Kerzner had a vision to transport guests into an imaginative world that captured the essence of the lost underwater world of Atlantis, but with distinct Arabian elements.

The result gives the guest the sense of taking part in a fantasy, from the moment you enter the hotel lobby with its 10 metre high 3,000 piece blown glass sculpture of sealife, to relaxing in your Atlantis-styled bathroom.

The resort encompasses a 46 hectare site with Aquaventure, the 17 hectare waterpark,   an open-air marine habitat called the Ambassador Lagoon which effectively stretches into the bowel of the hotel, the Lost Chambers, a maze of underground tunnel Atlantean tunnels complete with park rangers, a pleasant stretch of beach looking in to the Dubai skyline, a dolphin park, luxury boutiques and some very fancy jewellers (including Tiffanys), several restaurants with four celebrity chef outlets, a jazzy nightclub, a  good spa  and 5,600 square metres of meeting and function space.

All bedrooms have a view of either the Arabian gulf, the Palm Jumeirah or Aquaventure.

Most of the bathrooms have sliding wooden fretwork doors, allowing you to observe the view from  your tub.  Bathrooms tend to be pretty special even in the more basic rooms in the Atlantis, keeping up the fantasy-and-water theme.

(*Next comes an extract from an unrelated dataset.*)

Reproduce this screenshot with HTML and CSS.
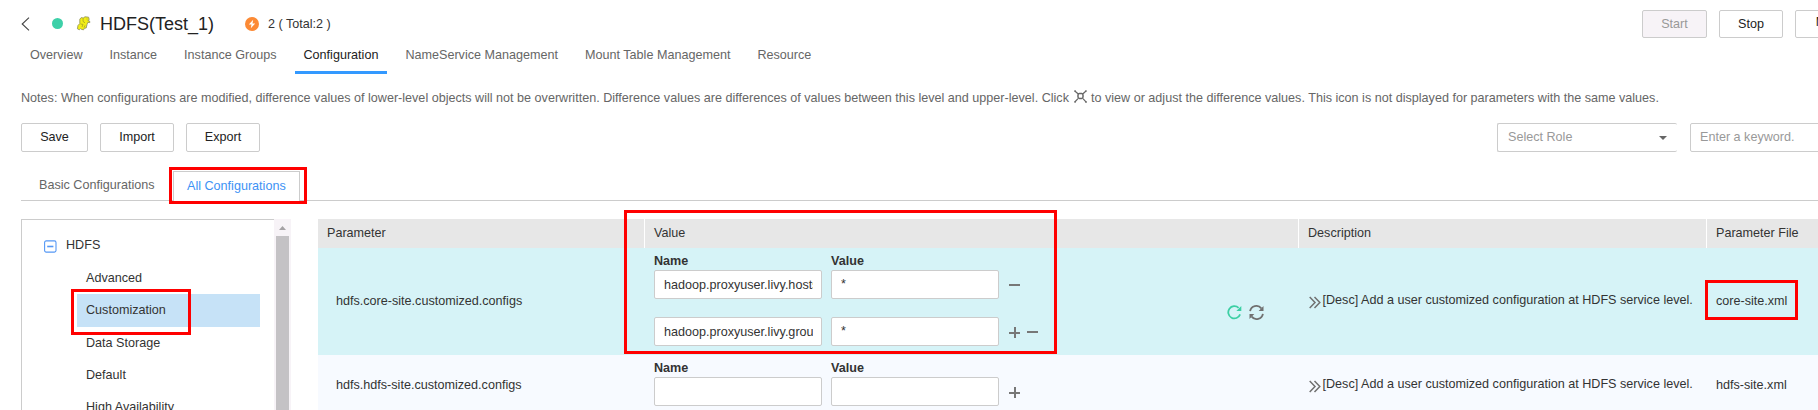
FILE: index.html
```html
<!DOCTYPE html>
<html lang="en">
<head>
<meta charset="utf-8">
<title>HDFS Configuration</title>
<link rel="stylesheet" href="styles.css">
</head>
<body>
<div class="page">
  <header class="header">
    <svg class="back" width="9" height="14" viewBox="0 0 9 14"><path d="M8 .7 1.2 7 8 13.3" fill="none" stroke="#444" stroke-width="1.1"/></svg>
    <span class="dot"></span>
    <svg class="elephant" width="15" height="15" viewBox="0 0 15 15"><path d="M5.2 1.6 7.2 2 9 .8 12.6 1.2 13.2 3.6 11.8 4.6 13.6 5 13.8 6.6 11.8 6.4 11 8.6 10.2 12 8.4 12.2 7.6 13.8 5.6 13.4 4.6 12.6 3.4 13.8 1.4 12.8 2 9.4 3.8 7.6 3.8 3.2Z" fill="#f2ee14" stroke="#8c8c58" stroke-width=".8"/><path d="M7.2 2.2 7 5.4 9 6.8M4.5 8 7 8.4 6 11M9 9.4 8 11.6M10.5 3h1" fill="none" stroke="#a5a126" stroke-width=".8"/></svg>
    <h1 class="title">HDFS(Test_1)</h1>
    <svg class="alarm" width="14" height="14" viewBox="0 0 14 14"><circle cx="7" cy="7" r="7" fill="#fc8a35"/><path d="M8.2 2.8 3.8 7.6h2.7L5.8 11.2l4.4-4.8H7.5Z" fill="#fff"/></svg>
    <span class="count">2 ( Total:2 )</span>
    <div class="actions">
      <button class="btn disabled start">Start</button>
      <button class="btn stop">Stop</button>
      <button class="btn more">More</button>
    </div>
  </header>
  <nav class="tabs">
    <a class="tab">Overview</a><a class="tab">Instance</a><a class="tab">Instance Groups</a><a class="tab active">Configuration</a><a class="tab">NameService Management</a><a class="tab">Mount Table Management</a><a class="tab">Resource</a>
  </nav>
  <p class="notes"><span class="before">Notes: When configurations are modified, difference values of lower-level objects will not be overwritten. Difference values are differences of values between this level and upper-level. Click</span>
    <svg class="diff" width="13" height="13" viewBox="0 0 13 13" fill="none" stroke="#666"><rect x="4" y="3.5" width="5" height="5" rx="1.4" stroke-width="1.5"/><path d="M.8 1 4 3.8M12 1 9 3.8M.8 12 4 8.6M12.4 12.4 9 8.6" stroke-width="1.2"/><path d="M0 1h2M11 1h2M0 12h2M11 12h2" stroke-width="1.2"/></svg>
    <span class="after">to view or adjust the difference values. This icon is not displayed for parameters with the same values.</span></p>
  <div class="toolbar">
    <button class="btn save">Save</button>
    <button class="btn wide">Import</button>
    <button class="btn wide">Export</button>
    <div class="filters">
      <div class="select">Select Role<span class="caret"></span></div>
      <div class="search">Enter a keyword.</div>
    </div>
  </div>
  <div class="subtabs">
    <a class="subtab">Basic Configurations</a>
    <a class="subtab current">All Configurations</a>
  </div>
  <main class="content">
    <aside class="side">
      <div class="tree">
        <div class="root"><svg width="13" height="13" viewBox="0 0 13 13" fill="none" stroke="#5598f5"><rect x=".6" y=".9" width="11.4" height="11.2" rx="1.6" stroke-width="1.1"/><path d="M3.2 6.5h6.2" stroke-width="1.6"/></svg>HDFS</div>
        <a class="leaf">Advanced</a>
        <a class="leaf selected">Customization</a>
        <a class="leaf">Data Storage</a>
        <a class="leaf">Default</a>
        <a class="leaf">High Availability</a>
      </div>
      <div class="scroll"><span class="up"></span><span class="thumb"></span></div>
    </aside>
    <section class="table">
      <div class="row head"><div>Parameter</div><div>Value</div><div>Description</div><div>Parameter File</div></div>
      <div class="row first">
        <div class="name">hdfs.core-site.customized.configs</div>
        <div class="value">
          <div class="pairs">
            <div class="labels"><b>Name</b><b>Value</b></div>
            <div class="pair"><div class="field"><span>hadoop.proxyuser.livy.hosts</span></div><div class="field star"><span>*</span></div><i class="minus"></i></div>
            <div class="pair"><div class="field"><span>hadoop.proxyuser.livy.groups</span></div><div class="field star"><span>*</span></div><i class="plus"></i><i class="minus second"></i></div>
          </div>
          <div class="tools">
            <svg width="15" height="15" viewBox="0 0 15 15"><path d="M13.1 9.4A6.1 6.1 0 1 1 11.6 2.9" fill="none" stroke="#3ccfa4" stroke-width="1.8"/><path d="M14.3 1v5H9.4Z" fill="#3ccfa4"/></svg>
            <svg width="15" height="15" viewBox="0 0 15 15"><path d="M1.1 6.2A6.3 6.3 0 0 1 12.3 3.4M13.9 8.8A6.3 6.3 0 0 1 2.7 11.6" fill="none" stroke="#707070" stroke-width="1.8"/><path d="M14.5 1v5H9.7ZM.5 14V9h4.8Z" fill="#707070"/></svg>
          </div>
        </div>
        <div class="desc"><svg width="12" height="13" viewBox="0 0 12 13"><path d="M.7 1 6 6.5.7 12M5.5 1l5.3 5.5L5.5 12" fill="none" stroke="#707070" stroke-width="1.5"/></svg><span>[Desc] Add a user customized configuration at HDFS service level.</span></div>
        <div class="file">core-site.xml</div>
      </div>
      <div class="row second-row">
        <div class="name">hdfs.hdfs-site.customized.configs</div>
        <div class="value">
          <div class="pairs">
            <div class="labels"><b>Name</b><b>Value</b></div>
            <div class="pair"><div class="field"></div><div class="field"></div><i class="plus"></i></div>
          </div>
        </div>
        <div class="desc"><svg width="12" height="13" viewBox="0 0 12 13"><path d="M.7 1 6 6.5.7 12M5.5 1l5.3 5.5L5.5 12" fill="none" stroke="#707070" stroke-width="1.5"/></svg><span>[Desc] Add a user customized configuration at HDFS service level.</span></div>
        <div class="file">hdfs-site.xml</div>
      </div>
    </section>
  </main>
  <div class="mark mark-tab"></div>
  <div class="mark mark-tree"></div>
  <div class="mark mark-value"></div>
  <div class="mark mark-file"></div>
</div>
</body>
</html>
```
FILE: styles.css
```css
* { box-sizing: border-box; }
body { margin: 0; background: #fff; overflow: hidden; }
.page {
  position: relative;
  width: 1818px;
  height: 410px;
  overflow: hidden;
  font: 12.6px/16px "Liberation Sans", Arial, sans-serif;
  color: #333;
  white-space: nowrap;
}
.header { display: flex; height: 46px; padding: 10px 0 0 21px; }
.back { margin-top: 7px; }
.dot { width: 11px; height: 11px; margin: 8px 0 0 22px; border-radius: 50%; background: #3dd0a8; }
.elephant { margin: 6px 0 0 13px; }
.title { margin: 4px 0 0 9px; width: 137px; font-size: 18px; line-height: 21px; font-weight: normal; color: #222; }
.alarm { margin: 7px 0 0 8px; }
.count { margin: 6px 0 0 9px; }
.actions { display: flex; gap: 12px; width: 176px; margin-left: auto; }
.btn {
  flex: none;
  height: 29px;
  padding: 0 0 2px;
  border: 1px solid #ccc;
  border-radius: 2px;
  background: #fff;
  font: inherit;
  color: #222;
}
.actions .btn { height: 28px; padding-bottom: 1px; }
.start { width: 65px; }
.stop { width: 64px; }
.more { width: 70px; }
.actions .more { padding-bottom: 4px; }
.btn.disabled { background: #f7f3f7; color: #999; }
.tabs { display: flex; height: 28px; padding-left: 21px; }
.tab { padding: 1px 9px 0; margin-right: 9px; color: #666; }
.tab.active { border-bottom: 3px solid #3399ff; color: #222; }
.notes { display: flex; height: 49px; margin: 0; padding: 16px 0 0 21px; color: #666; }
.diff { margin: 0 4px 0 5px; }
.toolbar { display: flex; gap: 12px; height: 48px; padding-left: 21px; }
.save { width: 67px; }
.wide { width: 74px; }
.filters { display: flex; gap: 13px; width: 321px; margin-left: auto; color: #999; }
.select, .search { height: 29px; padding: 5px 10px; border: 1px solid #ccc; border-radius: 2px; }
.select { display: flex; flex: none; width: 180px; border-right: 0; }
.search { flex: none; width: 180px; padding-left: 9px; }
.caret { width: 8px; margin: 7px 0 0 auto; height: 4px; background: #666; clip-path: polygon(0 0, 100% 0, 50% 100%); }
.subtabs { display: flex; height: 30px; margin-left: 21px; border-bottom: 1px solid #ccc; }
.subtab { width: 152px; padding: 6px 0 0 18px; color: #666; }
.subtab.current { width: 127px; height: 30px; padding: 6px 0 0 13px; border: 1px solid #ccc; border-bottom: 0; background: #fff; color: #3d92f5; }
.content { display: flex; height: 209px; padding: 18px 0 0 21px; }
.side { display: flex; flex: none; width: 270px; margin-right: 27px; }
.tree { width: 253px; padding-top: 17px; border: solid #ccc; border-width: 1px 0 0 1px; }
.root { display: flex; gap: 9px; height: 25px; padding-left: 22px; }
.root svg { margin-top: 3px; }
.leaf { display: block; width: 183px; height: 32.3px; margin-left: 55px; padding: 8px 0 0 9px; }
.leaf.selected { background: #c6e2f7; }
.scroll { width: 17px; background: #f7f3f7; padding: 7px 2px 0; }
.up { display: block; width: 7px; height: 4px; margin: 0 0 6px 3px; background: #a5a2a5; clip-path: polygon(50% 0, 100% 100%, 0 100%); }
.thumb { display: block; width: 13px; height: 180px; background: #c4c2c5; }
.table { flex: none; width: 1500px; }
.row { display: grid; grid-template-columns: 327px 654px 408px 111px; background: #f7faff; }
.head { height: 29px; background: #e7e7e7; }
.head div { padding: 6px 0 0 9px; border-right: 1px solid #fff; }
.head div:last-child { border-right: 0; }
.row.first { height: 107px; background: #d6f3f7; }
.second-row { height: 60px; }
.name { padding: 45px 0 0 18px; }
.second-row .name { padding-top: 22px; }
.value { display: flex; padding: 4px 0 0 9px; }
.pairs { width: 454px; }
.labels { display: flex; height: 18px; padding-top: 1px; }
.labels b { width: 177px; }
.pair { display: flex; gap: 9px; height: 47px; }
.field { flex: none; width: 168px; height: 29px; padding: 6px 9px; border: 1px solid #ccc; border-radius: 2px; background: #fff; }
.field span { display: block; width: 149px; overflow: hidden; }
.star { padding-top: 5px; }
.plus, .minus { flex: none; width: 11px; height: 11px; margin: 10px 0 0 1px; background: linear-gradient(#777, #777) 0 5px / 11px 2px no-repeat; }
.minus { margin-top: 9px; }
.plus { background: linear-gradient(#777, #777) 0 5px / 11px 2px no-repeat, linear-gradient(#777, #777) 5px 0 / 2px 11px no-repeat; }
.minus.second { margin-left: -2px; }
.tools { display: flex; gap: 7px; margin: 53px 0 0 119px; }
.desc { display: flex; padding: 44px 0 0 10px; }
.desc svg { margin: 4px 1.5px 0 0; }
.second-row .desc { padding-top: 21px; }
.file { padding: 45px 0 0 9px; }
.second-row .file { padding-top: 22px; }
.mark { position: absolute; border: 3px solid #f00; }
.mark-tab { left: 169px; top: 167px; width: 138px; height: 37px; }
.mark-tree { left: 71px; top: 289px; width: 120px; height: 46px; }
.mark-value { left: 624px; top: 210px; width: 433px; height: 144px; }
.mark-file { left: 1705px; top: 280px; width: 93px; height: 40px; }
```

For the better-heeled visitor, the hotel offers the Bridge Suite, spanning the two towers; a private lift takes you to your three bedroom accommodation 22 storeys above ground level, with sensational views of the city and the gulf, as well as a host of special pampering services. The suite has a dining table seating 18 which is decorated with gold leaf.

The big novelty accommodation in the hotel is the two Lost Chambers suites, three stories high with two floors offering windows directly on to the undersea world of the Ambassador Lagoon, effectively a giant fishbowl in the centre of the hotel.  The real treat here is to have a bath in your pedestal jetted tub as you peer into the fishbowl, looking at sharks, stingrays and even a baby whale swimming by in a setting designed to look like the lost city of Atlantis.

Hotel staff say that when these suites are occupied, divers feeding or treating the fish are not allowed in to the lagoon so you can have that bath  experience in peace.

Even a walk down the almost museum-like corridors of the hotel contribute to the feeling of participating in a playful fantasy. The Atlantis theme is carried through to the plasterwork, the light fittings, the decor around the lifts.  You seem to find thrones for forgotten seagods everywhere, with tourists eagerly queueing to get their pictures taken sitting on them.

Feeding time for the 65,000 fish and sea creatures is almost as popular with the humans who swarm to the two-storey high viewing windows as with the fish.

The marine life is managed by a team of 165 veterinarians, biologists, divers, laboratory staff and curators,

Aquaventure offers heartstopping slides.  Climb to the top of the Ziggurat, a  30m high Mesopotamian-styled tower to do the Leap of Faith, a near-vertical drop into the plunge pool below.  Not for me, thank you, but I can appreciate the attraction for those trying to test out their hearts.  Far more appealing is the Shark Attack, which starts a mere 13 metres high spinning you in an inflatable tube through a perspex tunnel in a shark filled pond.

A swim in the pool in front of the hotel permits a survey the scale of the structure, and also an  examination of  the city skyline.

The Atlantis is amusing and imaginative,  rather than  stately, brash or vulgar. It may not grace the covers of architectural magazines, but the designers sure made it a fun place.